> Aim of the exercise: Omit images. Retype all entries verbatim.

> Excerpted records:
* begin *

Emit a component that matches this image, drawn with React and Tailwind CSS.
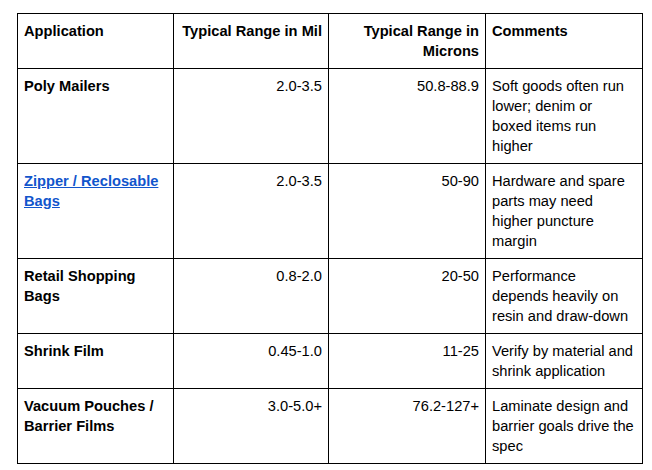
import React from 'react'

const ROWS = [
  { app: 'Poly Mailers', mil: '2.0-3.5', mic: '50.8-88.9', note: ['Soft goods often run', 'lower; denim or', 'boxed items run', 'higher'] },
  { app: 'Zipper / Reclosable Bags', mil: '2.0-3.5', mic: '50-90', note: ['Hardware and spare', 'parts may need', 'higher puncture', 'margin'], link: true },
  { app: 'Retail Shopping Bags', mil: '0.8-2.0', mic: '20-50', note: ['Performance', 'depends heavily on', 'resin and draw-down'] },
  { app: 'Shrink Film', mil: '0.45-1.0', mic: '11-25', note: ['Verify by material and', 'shrink application'] },
  { app: 'Vacuum Pouches / Barrier Films', mil: '3.0-5.0+', mic: '76.2-127+', note: ['Laminate design and', 'barrier goals drive the', 'spec'] },
]

const cell = 'border border-black px-[6px] pt-[7px] pb-[7px] align-top'

export default function App() {
  return (
    <div className="w-[652px] h-[470px] bg-white pt-[13px] pl-[17px] font-['Liberation_Sans',Arial,sans-serif] text-[14.67px] leading-[20px] text-black">
      <table className="table-fixed border-collapse w-[625px]">
        <colgroup>
          <col className="w-[156px]" />
          <col className="w-[155px]" />
          <col className="w-[157px]" />
          <col className="w-[157px]" />
        </colgroup>
        <thead>
          <tr>
            <th className={`${cell} text-left font-bold`}>Application</th>
            <th className={`${cell} text-right font-bold whitespace-nowrap`}>Typical Range in Mil</th>
            <th className={`${cell} text-right font-bold`}>Typical Range in<br />Microns</th>
            <th className={`${cell} text-left font-bold`}>Comments</th>
          </tr>
        </thead>
        <tbody>
          {ROWS.map(r => (
            <tr key={r.app}>
              <td className={`${cell} font-bold`}>
                {r.link
                  ? <a href="#" className="text-[#1155cc] underline">{r.app}</a>
                  : r.app}
              </td>
              <td className={`${cell} text-right`}>{r.mil}</td>
              <td className={`${cell} text-right`}>{r.mic}</td>
              <td className={`${cell} whitespace-nowrap`}>
                {r.note.map(line => <div key={line}>{line}</div>)}
              </td>
            </tr>
          ))}
        </tbody>
      </table>
    </div>
  )
}
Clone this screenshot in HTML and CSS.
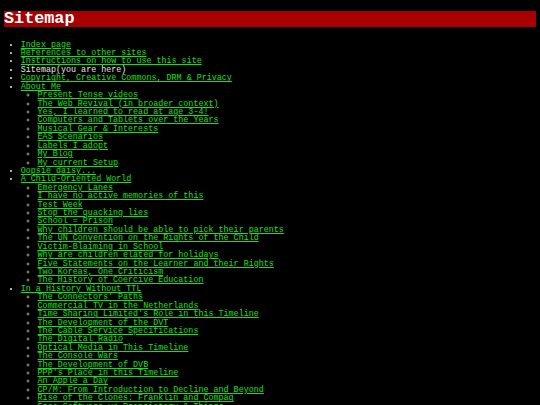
FILE: index.html
```html
<!DOCTYPE html>
<html>
<head>
<meta charset="utf-8">
<title>Sitemap</title>
<link rel="stylesheet" href="styles.css">
</head>
<body>
<h1 class="title">Sitemap</h1>
<ul class="map">
  <li><a href="#">Index page</a></li>
  <li><a href="#">References to other sites</a></li>
  <li><a href="#">Instructions on how to use this site</a></li>
  <li class="here">Sitemap(you are here)</li>
  <li><a href="#">Copyright, Creative Commons, DRM &amp; Privacy</a></li>
  <li><a href="#">About Me</a>
    <ul class="sub">
      <li><a href="#">Present Tense videos</a></li>
      <li><a href="#">The Web Revival (in broader context)</a></li>
      <li><a href="#">Yes, I learned to read at age 3-4!</a></li>
      <li><a href="#">Computers and Tablets over the Years</a></li>
      <li><a href="#">Musical Gear &amp; Interests</a></li>
      <li><a href="#">EAS Scenarios</a></li>
      <li><a href="#">Labels I adopt</a></li>
      <li><a href="#">My Blog</a></li>
      <li><a href="#">My current Setup</a></li>
    </ul>
  </li>
  <li><a href="#">Oopsie daisy...</a></li>
  <li><a href="#">A Child-Oriented World</a>
    <ul class="sub">
      <li><a href="#">Emergency Lanes</a></li>
      <li><a href="#">I have no active memories of this</a></li>
      <li><a href="#">Test Week</a></li>
      <li><a href="#">Stop the quacking lies</a></li>
      <li><a href="#">School = Prison</a></li>
      <li><a href="#">Why children should be able to pick their parents</a></li>
      <li><a href="#">The UN Convention on the Rights of the Child</a></li>
      <li><a href="#">Victim-Blaiming in School</a></li>
      <li><a href="#">Why are children elated for holidays</a></li>
      <li><a href="#">Five Statements on the Learner and their Rights</a></li>
      <li><a href="#">Two Koreas, One Criticism</a></li>
      <li><a href="#">The History of Coercive Education</a></li>
    </ul>
  </li>
  <li><a href="#">In a History Without TTL</a>
    <ul class="sub">
      <li><a href="#">The Connectors' Paths</a></li>
      <li><a href="#">Commercial TV in the Netherlands</a></li>
      <li><a href="#">Time Sharing Limited's Role in this Timeline</a></li>
      <li><a href="#">The Development of the DVT</a></li>
      <li><a href="#">The Cable Service Specifications</a></li>
      <li><a href="#">The Digital Radio</a></li>
      <li><a href="#">Optical Media in This Timeline</a></li>
      <li><a href="#">The Console Wars</a></li>
      <li><a href="#">The Development of DVB</a></li>
      <li><a href="#">PPP's Place in this Timeline</a></li>
      <li><a href="#">An Apple a Day</a></li>
      <li><a href="#">CP/M: From Introduction to Decline and Beyond</a></li>
      <li><a href="#">Rise of the Clones: Franklin and Compaq</a></li>
      <li><a href="#">Free Software vs Proprietary &amp; Things</a></li>
      <li><a href="#">The Home Computer Boom</a></li>
    </ul>
  </li>
</ul>
</body>
</html>
```
FILE: styles.css
```css
html {
  background: #000;
}
body {
  margin: 0;
  padding: 4px;
  background: #000;
  color: #e6e6e6;
  font-family: "Liberation Mono", "DejaVu Sans Mono", monospace;
  font-size: 8.4px;
  line-height: 8.42px;
}
.title {
  font-size: 16.8px;
  line-height: 16.3px;
  font-weight: bold;
  color: #fff;
  background: #a80000;
  margin: 7px 0 13.3px;
  padding: 0;
}
.map {
  margin: 0;
  padding-left: 16.8px;
  list-style: disc;
}
.map li::marker {
  color: #e6e6e6;
}
.sub {
  margin: 0;
  padding-left: 16.8px;
  list-style: circle;
}
.sub li::marker {
  color: #9a9a9a;
}
.map a {
  color: #18e018;
  text-decoration: underline;
}
.here {
  color: #e6e6e6;
}
```
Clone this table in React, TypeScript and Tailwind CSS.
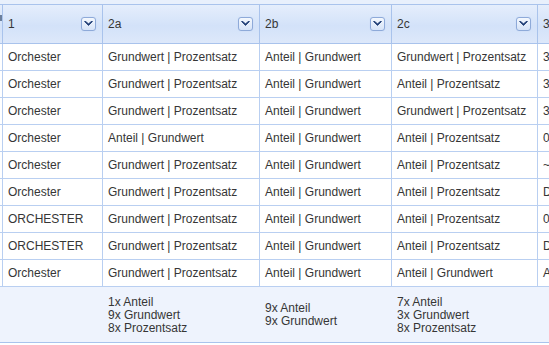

* end *

> Output below:
Emit a component that matches this image, drawn with React and Tailwind CSS.
import React from 'react'

const ROWS = [
  { app: 'Poly Mailers', mil: '2.0-3.5', mic: '50.8-88.9', note: ['Soft goods often run', 'lower; denim or', 'boxed items run', 'higher'] },
  { app: 'Zipper / Reclosable Bags', mil: '2.0-3.5', mic: '50-90', note: ['Hardware and spare', 'parts may need', 'higher puncture', 'margin'], link: true },
  { app: 'Retail Shopping Bags', mil: '0.8-2.0', mic: '20-50', note: ['Performance', 'depends heavily on', 'resin and draw-down'] },
  { app: 'Shrink Film', mil: '0.45-1.0', mic: '11-25', note: ['Verify by material and', 'shrink application'] },
  { app: 'Vacuum Pouches / Barrier Films', mil: '3.0-5.0+', mic: '76.2-127+', note: ['Laminate design and', 'barrier goals drive the', 'spec'] },
]

const cell = 'border border-black px-[6px] pt-[7px] pb-[7px] align-top'

export default function App() {
  return (
    <div className="w-[652px] h-[470px] bg-white pt-[13px] pl-[17px] font-['Liberation_Sans',Arial,sans-serif] text-[14.67px] leading-[20px] text-black">
      <table className="table-fixed border-collapse w-[625px]">
        <colgroup>
          <col className="w-[156px]" />
          <col className="w-[155px]" />
          <col className="w-[157px]" />
          <col className="w-[157px]" />
        </colgroup>
        <thead>
          <tr>
            <th className={`${cell} text-left font-bold`}>Application</th>
            <th className={`${cell} text-right font-bold whitespace-nowrap`}>Typical Range in Mil</th>
            <th className={`${cell} text-right font-bold`}>Typical Range in<br />Microns</th>
            <th className={`${cell} text-left font-bold`}>Comments</th>
          </tr>
        </thead>
        <tbody>
          {ROWS.map(r => (
            <tr key={r.app}>
              <td className={`${cell} font-bold`}>
                {r.link
                  ? <a href="#" className="text-[#1155cc] underline">{r.app}</a>
                  : r.app}
              </td>
              <td className={`${cell} text-right`}>{r.mil}</td>
              <td className={`${cell} text-right`}>{r.mic}</td>
              <td className={`${cell} whitespace-nowrap`}>
                {r.note.map(line => <div key={line}>{line}</div>)}
              </td>
            </tr>
          ))}
        </tbody>
      </table>
    </div>
  )
}
Clone this screenshot in HTML and CSS.
FILE: index.html
```html
<!DOCTYPE html>
<html>
<head>
<meta charset="utf-8">
<title>Sitemap</title>
<link rel="stylesheet" href="styles.css">
</head>
<body>
<h1 class="title">Sitemap</h1>
<ul class="map">
  <li><a href="#">Index page</a></li>
  <li><a href="#">References to other sites</a></li>
  <li><a href="#">Instructions on how to use this site</a></li>
  <li class="here">Sitemap(you are here)</li>
  <li><a href="#">Copyright, Creative Commons, DRM &amp; Privacy</a></li>
  <li><a href="#">About Me</a>
    <ul class="sub">
      <li><a href="#">Present Tense videos</a></li>
      <li><a href="#">The Web Revival (in broader context)</a></li>
      <li><a href="#">Yes, I learned to read at age 3-4!</a></li>
      <li><a href="#">Computers and Tablets over the Years</a></li>
      <li><a href="#">Musical Gear &amp; Interests</a></li>
      <li><a href="#">EAS Scenarios</a></li>
      <li><a href="#">Labels I adopt</a></li>
      <li><a href="#">My Blog</a></li>
      <li><a href="#">My current Setup</a></li>
    </ul>
  </li>
  <li><a href="#">Oopsie daisy...</a></li>
  <li><a href="#">A Child-Oriented World</a>
    <ul class="sub">
      <li><a href="#">Emergency Lanes</a></li>
      <li><a href="#">I have no active memories of this</a></li>
      <li><a href="#">Test Week</a></li>
      <li><a href="#">Stop the quacking lies</a></li>
      <li><a href="#">School = Prison</a></li>
      <li><a href="#">Why children should be able to pick their parents</a></li>
      <li><a href="#">The UN Convention on the Rights of the Child</a></li>
      <li><a href="#">Victim-Blaiming in School</a></li>
      <li><a href="#">Why are children elated for holidays</a></li>
      <li><a href="#">Five Statements on the Learner and their Rights</a></li>
      <li><a href="#">Two Koreas, One Criticism</a></li>
      <li><a href="#">The History of Coercive Education</a></li>
    </ul>
  </li>
  <li><a href="#">In a History Without TTL</a>
    <ul class="sub">
      <li><a href="#">The Connectors' Paths</a></li>
      <li><a href="#">Commercial TV in the Netherlands</a></li>
      <li><a href="#">Time Sharing Limited's Role in this Timeline</a></li>
      <li><a href="#">The Development of the DVT</a></li>
      <li><a href="#">The Cable Service Specifications</a></li>
      <li><a href="#">The Digital Radio</a></li>
      <li><a href="#">Optical Media in This Timeline</a></li>
      <li><a href="#">The Console Wars</a></li>
      <li><a href="#">The Development of DVB</a></li>
      <li><a href="#">PPP's Place in this Timeline</a></li>
      <li><a href="#">An Apple a Day</a></li>
      <li><a href="#">CP/M: From Introduction to Decline and Beyond</a></li>
      <li><a href="#">Rise of the Clones: Franklin and Compaq</a></li>
      <li><a href="#">Free Software vs Proprietary &amp; Things</a></li>
      <li><a href="#">The Home Computer Boom</a></li>
    </ul>
  </li>
</ul>
</body>
</html>
```
FILE: styles.css
```css
html {
  background: #000;
}
body {
  margin: 0;
  padding: 4px;
  background: #000;
  color: #e6e6e6;
  font-family: "Liberation Mono", "DejaVu Sans Mono", monospace;
  font-size: 8.4px;
  line-height: 8.42px;
}
.title {
  font-size: 16.8px;
  line-height: 16.3px;
  font-weight: bold;
  color: #fff;
  background: #a80000;
  margin: 7px 0 13.3px;
  padding: 0;
}
.map {
  margin: 0;
  padding-left: 16.8px;
  list-style: disc;
}
.map li::marker {
  color: #e6e6e6;
}
.sub {
  margin: 0;
  padding-left: 16.8px;
  list-style: circle;
}
.sub li::marker {
  color: #9a9a9a;
}
.map a {
  color: #18e018;
  text-decoration: underline;
}
.here {
  color: #e6e6e6;
}
```
Clone this table in React, TypeScript and Tailwind CSS.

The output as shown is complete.